— BEGIN Data to process —

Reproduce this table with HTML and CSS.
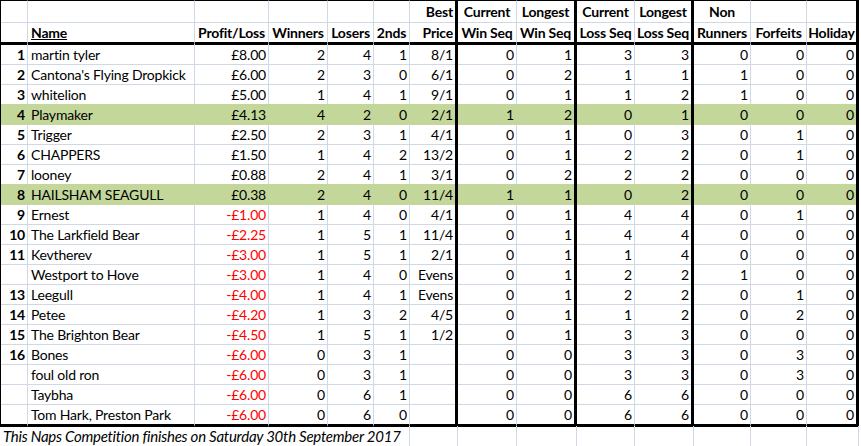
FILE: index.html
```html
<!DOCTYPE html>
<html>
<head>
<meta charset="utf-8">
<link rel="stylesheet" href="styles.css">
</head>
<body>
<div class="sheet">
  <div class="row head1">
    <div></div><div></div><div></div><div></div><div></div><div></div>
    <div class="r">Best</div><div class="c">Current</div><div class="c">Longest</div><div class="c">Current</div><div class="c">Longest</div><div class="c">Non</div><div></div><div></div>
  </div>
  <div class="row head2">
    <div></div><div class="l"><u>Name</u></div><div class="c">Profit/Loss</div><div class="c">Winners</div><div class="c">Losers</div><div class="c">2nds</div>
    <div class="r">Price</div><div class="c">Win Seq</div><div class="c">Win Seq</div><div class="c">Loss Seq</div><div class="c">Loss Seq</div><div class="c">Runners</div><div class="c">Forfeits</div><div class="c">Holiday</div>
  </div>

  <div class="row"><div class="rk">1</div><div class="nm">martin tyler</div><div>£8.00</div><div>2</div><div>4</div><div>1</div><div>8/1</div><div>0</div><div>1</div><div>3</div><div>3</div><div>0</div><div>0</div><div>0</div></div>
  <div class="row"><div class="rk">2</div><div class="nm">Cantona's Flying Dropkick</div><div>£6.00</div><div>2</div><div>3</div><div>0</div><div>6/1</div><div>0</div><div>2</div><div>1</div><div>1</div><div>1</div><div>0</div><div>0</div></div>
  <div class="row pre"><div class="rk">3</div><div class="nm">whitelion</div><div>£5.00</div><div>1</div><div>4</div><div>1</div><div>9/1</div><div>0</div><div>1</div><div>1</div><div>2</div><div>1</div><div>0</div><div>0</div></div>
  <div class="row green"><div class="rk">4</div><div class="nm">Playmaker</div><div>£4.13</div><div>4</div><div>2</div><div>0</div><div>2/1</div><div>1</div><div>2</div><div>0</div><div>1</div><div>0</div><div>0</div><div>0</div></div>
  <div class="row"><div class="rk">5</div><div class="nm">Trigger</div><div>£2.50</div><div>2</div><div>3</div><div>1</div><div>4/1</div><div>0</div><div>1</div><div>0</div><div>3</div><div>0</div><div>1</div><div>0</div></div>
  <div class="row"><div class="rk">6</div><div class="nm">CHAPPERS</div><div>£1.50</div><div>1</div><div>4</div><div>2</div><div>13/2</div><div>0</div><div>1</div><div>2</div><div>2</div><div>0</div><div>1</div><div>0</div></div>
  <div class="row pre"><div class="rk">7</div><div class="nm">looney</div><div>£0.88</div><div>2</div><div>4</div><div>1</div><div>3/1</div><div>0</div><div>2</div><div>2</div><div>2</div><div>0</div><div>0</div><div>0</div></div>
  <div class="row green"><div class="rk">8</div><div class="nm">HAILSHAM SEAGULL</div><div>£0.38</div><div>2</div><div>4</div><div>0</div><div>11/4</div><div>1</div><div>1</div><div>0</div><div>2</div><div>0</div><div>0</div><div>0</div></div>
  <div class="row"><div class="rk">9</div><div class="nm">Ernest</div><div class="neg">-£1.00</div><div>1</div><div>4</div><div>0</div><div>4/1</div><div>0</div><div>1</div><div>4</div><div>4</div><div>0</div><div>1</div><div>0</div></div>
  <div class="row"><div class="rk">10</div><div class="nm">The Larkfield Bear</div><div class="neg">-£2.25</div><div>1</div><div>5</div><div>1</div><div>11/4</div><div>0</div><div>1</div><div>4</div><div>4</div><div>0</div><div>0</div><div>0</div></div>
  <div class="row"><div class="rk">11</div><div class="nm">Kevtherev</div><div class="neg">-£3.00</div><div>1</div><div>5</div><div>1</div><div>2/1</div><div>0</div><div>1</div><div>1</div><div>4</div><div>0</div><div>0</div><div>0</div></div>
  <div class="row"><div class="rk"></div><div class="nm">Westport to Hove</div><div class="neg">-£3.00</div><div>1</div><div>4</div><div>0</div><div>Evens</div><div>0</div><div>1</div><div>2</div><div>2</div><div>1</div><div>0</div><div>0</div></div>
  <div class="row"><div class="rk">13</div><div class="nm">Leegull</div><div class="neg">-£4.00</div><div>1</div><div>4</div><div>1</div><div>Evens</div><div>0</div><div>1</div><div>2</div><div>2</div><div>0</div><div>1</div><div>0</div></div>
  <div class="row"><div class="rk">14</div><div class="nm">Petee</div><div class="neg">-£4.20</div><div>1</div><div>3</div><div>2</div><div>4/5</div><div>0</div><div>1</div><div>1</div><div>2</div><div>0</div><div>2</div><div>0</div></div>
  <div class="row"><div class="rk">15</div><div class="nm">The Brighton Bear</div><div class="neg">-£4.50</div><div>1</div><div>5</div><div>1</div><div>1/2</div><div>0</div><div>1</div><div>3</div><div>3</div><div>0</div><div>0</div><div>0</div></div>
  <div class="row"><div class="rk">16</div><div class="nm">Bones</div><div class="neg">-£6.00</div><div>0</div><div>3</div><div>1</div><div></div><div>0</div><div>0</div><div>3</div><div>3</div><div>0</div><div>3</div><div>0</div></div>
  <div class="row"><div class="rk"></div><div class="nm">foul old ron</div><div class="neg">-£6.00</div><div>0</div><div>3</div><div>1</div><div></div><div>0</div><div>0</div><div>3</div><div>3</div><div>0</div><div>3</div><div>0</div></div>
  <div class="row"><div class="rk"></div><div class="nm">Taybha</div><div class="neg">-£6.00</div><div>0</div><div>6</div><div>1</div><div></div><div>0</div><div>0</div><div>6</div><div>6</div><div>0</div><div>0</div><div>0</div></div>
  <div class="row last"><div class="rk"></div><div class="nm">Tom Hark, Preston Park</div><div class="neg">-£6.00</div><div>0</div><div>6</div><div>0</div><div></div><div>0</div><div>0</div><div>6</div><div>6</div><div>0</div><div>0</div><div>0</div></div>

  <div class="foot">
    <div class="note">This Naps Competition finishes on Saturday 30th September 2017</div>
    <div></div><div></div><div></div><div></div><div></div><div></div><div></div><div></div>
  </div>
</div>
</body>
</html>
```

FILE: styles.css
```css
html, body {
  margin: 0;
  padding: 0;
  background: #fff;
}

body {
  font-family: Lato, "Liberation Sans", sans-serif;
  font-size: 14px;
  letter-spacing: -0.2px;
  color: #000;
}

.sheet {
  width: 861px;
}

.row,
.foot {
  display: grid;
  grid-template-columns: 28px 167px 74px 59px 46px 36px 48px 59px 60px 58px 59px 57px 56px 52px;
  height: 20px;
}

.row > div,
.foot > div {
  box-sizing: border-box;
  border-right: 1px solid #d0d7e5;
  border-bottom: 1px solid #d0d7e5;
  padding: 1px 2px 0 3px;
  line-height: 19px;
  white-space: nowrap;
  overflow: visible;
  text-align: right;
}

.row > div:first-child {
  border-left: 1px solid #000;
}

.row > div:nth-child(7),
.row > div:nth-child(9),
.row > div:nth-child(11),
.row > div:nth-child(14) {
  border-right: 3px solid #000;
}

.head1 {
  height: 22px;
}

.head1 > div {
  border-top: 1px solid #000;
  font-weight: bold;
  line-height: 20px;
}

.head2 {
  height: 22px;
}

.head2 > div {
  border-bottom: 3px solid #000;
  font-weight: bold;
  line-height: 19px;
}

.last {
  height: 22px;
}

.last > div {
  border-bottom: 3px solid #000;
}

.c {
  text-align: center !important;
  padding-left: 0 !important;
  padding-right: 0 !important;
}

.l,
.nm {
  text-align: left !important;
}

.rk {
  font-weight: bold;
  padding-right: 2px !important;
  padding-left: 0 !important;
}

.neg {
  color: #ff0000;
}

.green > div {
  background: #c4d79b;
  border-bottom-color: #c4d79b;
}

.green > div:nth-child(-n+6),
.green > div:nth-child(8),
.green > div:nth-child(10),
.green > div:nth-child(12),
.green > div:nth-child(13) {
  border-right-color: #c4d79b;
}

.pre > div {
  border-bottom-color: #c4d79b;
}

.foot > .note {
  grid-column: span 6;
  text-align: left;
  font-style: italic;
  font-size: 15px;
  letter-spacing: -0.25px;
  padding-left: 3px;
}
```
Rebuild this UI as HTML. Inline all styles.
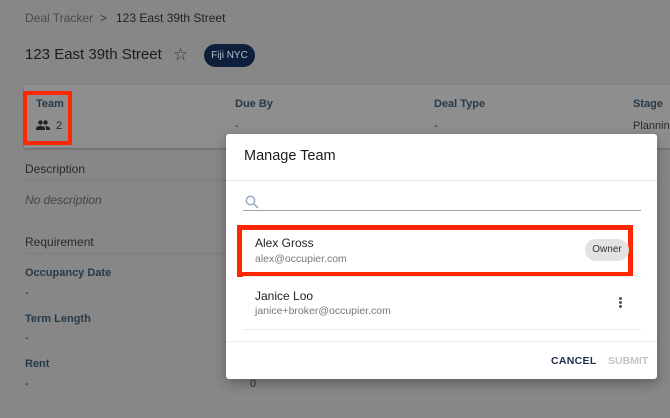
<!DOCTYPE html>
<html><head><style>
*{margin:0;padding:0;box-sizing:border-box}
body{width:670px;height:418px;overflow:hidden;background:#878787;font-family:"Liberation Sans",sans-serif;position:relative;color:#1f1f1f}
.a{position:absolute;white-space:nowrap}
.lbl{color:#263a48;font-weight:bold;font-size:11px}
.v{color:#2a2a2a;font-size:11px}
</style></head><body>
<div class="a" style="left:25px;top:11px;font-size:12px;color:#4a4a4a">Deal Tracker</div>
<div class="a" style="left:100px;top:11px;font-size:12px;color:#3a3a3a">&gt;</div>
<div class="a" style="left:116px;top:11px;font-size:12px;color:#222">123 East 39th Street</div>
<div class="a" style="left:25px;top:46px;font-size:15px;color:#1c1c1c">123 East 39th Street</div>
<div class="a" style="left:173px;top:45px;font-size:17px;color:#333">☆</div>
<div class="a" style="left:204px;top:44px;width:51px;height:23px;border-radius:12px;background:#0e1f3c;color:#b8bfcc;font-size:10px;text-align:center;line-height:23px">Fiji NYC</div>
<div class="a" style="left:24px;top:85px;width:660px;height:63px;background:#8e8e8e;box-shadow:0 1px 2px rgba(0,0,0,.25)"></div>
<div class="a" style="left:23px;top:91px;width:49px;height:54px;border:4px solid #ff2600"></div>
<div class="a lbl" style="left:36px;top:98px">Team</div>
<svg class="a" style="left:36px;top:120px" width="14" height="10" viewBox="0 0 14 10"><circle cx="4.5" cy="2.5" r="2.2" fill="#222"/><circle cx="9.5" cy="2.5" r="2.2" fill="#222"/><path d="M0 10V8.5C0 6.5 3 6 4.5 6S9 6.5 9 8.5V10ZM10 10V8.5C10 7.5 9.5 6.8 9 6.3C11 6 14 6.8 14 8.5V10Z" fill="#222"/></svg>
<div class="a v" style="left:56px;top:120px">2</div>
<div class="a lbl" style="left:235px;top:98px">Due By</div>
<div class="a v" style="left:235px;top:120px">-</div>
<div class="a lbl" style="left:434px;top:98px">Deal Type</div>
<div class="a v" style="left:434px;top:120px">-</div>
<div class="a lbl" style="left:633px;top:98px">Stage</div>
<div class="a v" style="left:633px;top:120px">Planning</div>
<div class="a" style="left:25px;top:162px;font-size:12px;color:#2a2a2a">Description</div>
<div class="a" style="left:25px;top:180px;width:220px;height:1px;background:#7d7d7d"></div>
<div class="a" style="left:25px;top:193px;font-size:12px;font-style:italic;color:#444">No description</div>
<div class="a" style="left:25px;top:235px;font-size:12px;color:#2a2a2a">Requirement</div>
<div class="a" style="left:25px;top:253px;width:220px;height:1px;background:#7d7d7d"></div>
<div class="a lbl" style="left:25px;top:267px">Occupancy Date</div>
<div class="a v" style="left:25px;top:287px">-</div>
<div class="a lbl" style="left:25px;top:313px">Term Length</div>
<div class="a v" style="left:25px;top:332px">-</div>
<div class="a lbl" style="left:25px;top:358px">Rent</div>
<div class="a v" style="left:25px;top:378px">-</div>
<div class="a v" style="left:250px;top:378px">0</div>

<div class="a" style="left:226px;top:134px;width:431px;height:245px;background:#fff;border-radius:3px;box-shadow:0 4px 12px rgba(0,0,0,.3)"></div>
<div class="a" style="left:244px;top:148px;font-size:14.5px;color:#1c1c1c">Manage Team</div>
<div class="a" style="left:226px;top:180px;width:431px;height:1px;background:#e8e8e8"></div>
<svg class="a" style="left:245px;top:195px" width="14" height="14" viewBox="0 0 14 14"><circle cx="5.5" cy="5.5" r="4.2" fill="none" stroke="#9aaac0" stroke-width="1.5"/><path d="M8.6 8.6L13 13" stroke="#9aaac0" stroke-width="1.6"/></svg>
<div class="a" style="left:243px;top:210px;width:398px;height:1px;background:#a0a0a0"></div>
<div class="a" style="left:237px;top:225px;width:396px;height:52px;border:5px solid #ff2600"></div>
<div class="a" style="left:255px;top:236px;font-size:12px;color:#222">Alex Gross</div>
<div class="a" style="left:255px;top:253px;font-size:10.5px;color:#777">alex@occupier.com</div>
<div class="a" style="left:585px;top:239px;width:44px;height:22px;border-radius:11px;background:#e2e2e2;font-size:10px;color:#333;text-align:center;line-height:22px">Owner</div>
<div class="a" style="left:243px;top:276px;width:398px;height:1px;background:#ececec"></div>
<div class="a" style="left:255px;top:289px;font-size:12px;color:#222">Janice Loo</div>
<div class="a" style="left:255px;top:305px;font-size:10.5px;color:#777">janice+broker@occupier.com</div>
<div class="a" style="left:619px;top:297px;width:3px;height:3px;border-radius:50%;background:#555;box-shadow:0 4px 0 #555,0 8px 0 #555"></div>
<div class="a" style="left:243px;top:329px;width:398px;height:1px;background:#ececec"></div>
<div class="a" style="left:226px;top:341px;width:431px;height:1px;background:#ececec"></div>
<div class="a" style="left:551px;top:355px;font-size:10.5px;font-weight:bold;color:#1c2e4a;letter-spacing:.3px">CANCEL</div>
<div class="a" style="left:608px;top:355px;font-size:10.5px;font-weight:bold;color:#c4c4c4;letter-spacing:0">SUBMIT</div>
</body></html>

— END Data to process —

Instructions for the task: Report the count of lines in the entries that contain the string "styles", and nothing besides it.

Output: 3